Comfort with variability increases. Income fluctuates. Client volume changes. Opportunities come and go. You can’t panic at every dip or get overconfident at every peak.
The identity shift matters too. You’re not part of a team or organization anymore. You’re an independent operator. Some people love that identity. Others struggle with it.
Frequently Asked Questions
Can I really make good money solo, or is this just lifestyle business income?
Depends on your definition of “good money.” Solo operators in specialized fields regularly make $100,000-$250,000 annually. Some significantly more. That’s not billionaire money, but it’s solid upper-middle-class income while keeping 100% control and flexibility.
What if I get sick or need time off?
Build an emergency fund that covers 3-6 months expenses. Consider disability insurance. Structure client work with buffer time. Most solo operators find they can take time off more easily than employees because they control their schedule, but planning ahead matters.
Isn’t growing a business about building teams?
Only if your goal is maximum revenue or building something to sell. If your goal is profit, freedom, and simplicity, staying solo often makes more sense. Different goals, different structures.
How do I compete with companies that have teams?
You don’t compete on volume. You compete on specialization, personalization, and quality. Position yourself as the premium option where clients get direct access to expertise, not junior team members.
What about scaling income?
Scale through price increases, efficiency improvements, and productizing knowledge. Moving from $100/hour to $300/hour triples income without adding people. Creating digital products adds income streams without adding hours.
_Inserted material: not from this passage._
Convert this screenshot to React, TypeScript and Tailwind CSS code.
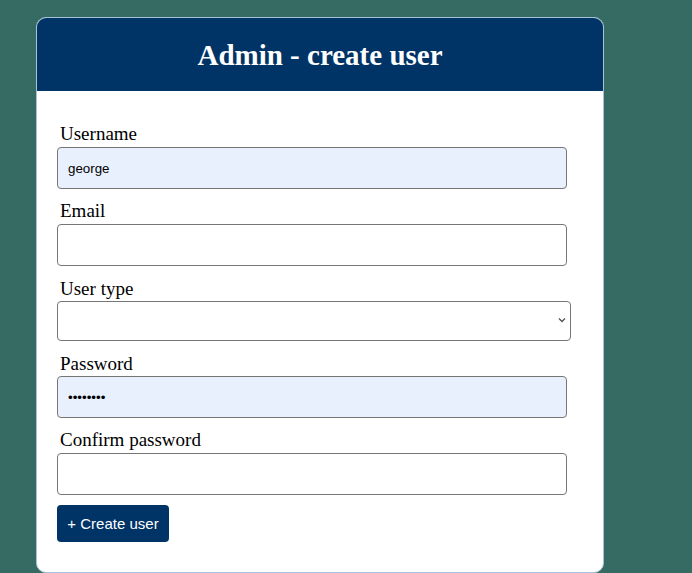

Which solo business is most profitable?
Consulting and specialized freelancing typically have the highest profit margins because overhead is minimal and rates are premium. But “most profitable” depends on your skills and market positioning. The best business is the one you can actually execute successfully.
The Path From Here
If you’re considering solo operation, start by identifying what you’re genuinely good at that people will pay for.
Not what you wish you were good at or what sounds impressive. What you can actually deliver at a high level that solves problems people have.
Then price yourself at the high end of the market. Don’t compete on price. Compete on quality, specialization, and results. You need fewer clients at higher rates to make solo work.
Build systems that automate repetitive tasks and streamline operations. Your time should go to high-value activities, not administrative work that can be automated or eliminated.
Start while you still have stability if possible. Build your solo business while employed or with another income source so you’re not desperate. Desperation leads to bad pricing and poor client selection.
Be selective about clients from the beginning. Working solo means you’ll work closely with everyone you take on. Difficult clients aren’t worth it at any price when you don’t have a team to buffer the impact.
The Bottom Line
The most profitable business isn’t always the biggest. Sometimes it’s the one that’s just you, structured intelligently, serving clients willing to pay for specialized expertise.
You keep all the profit. You make all the decisions. You work when and how you want. You have no management burden beyond managing yourself.
The income ceiling is real but higher than most people think. Six figures is standard for specialized solo operators. Some do significantly better.
The lifestyle benefits are substantial. Freedom, flexibility, simplicity, and autonomy that team-based businesses sacrifice for scale.
Solo operation isn’t for everyone. Some people need collaboration, prefer managing teams, or want to build something bigger than themselves. That’s legitimate.
But if you value independence, want to keep what you earn, and prefer working alone, solo businesses aren’t a compromise. They’re often the optimal structure.
Sometimes the best team is a team of one.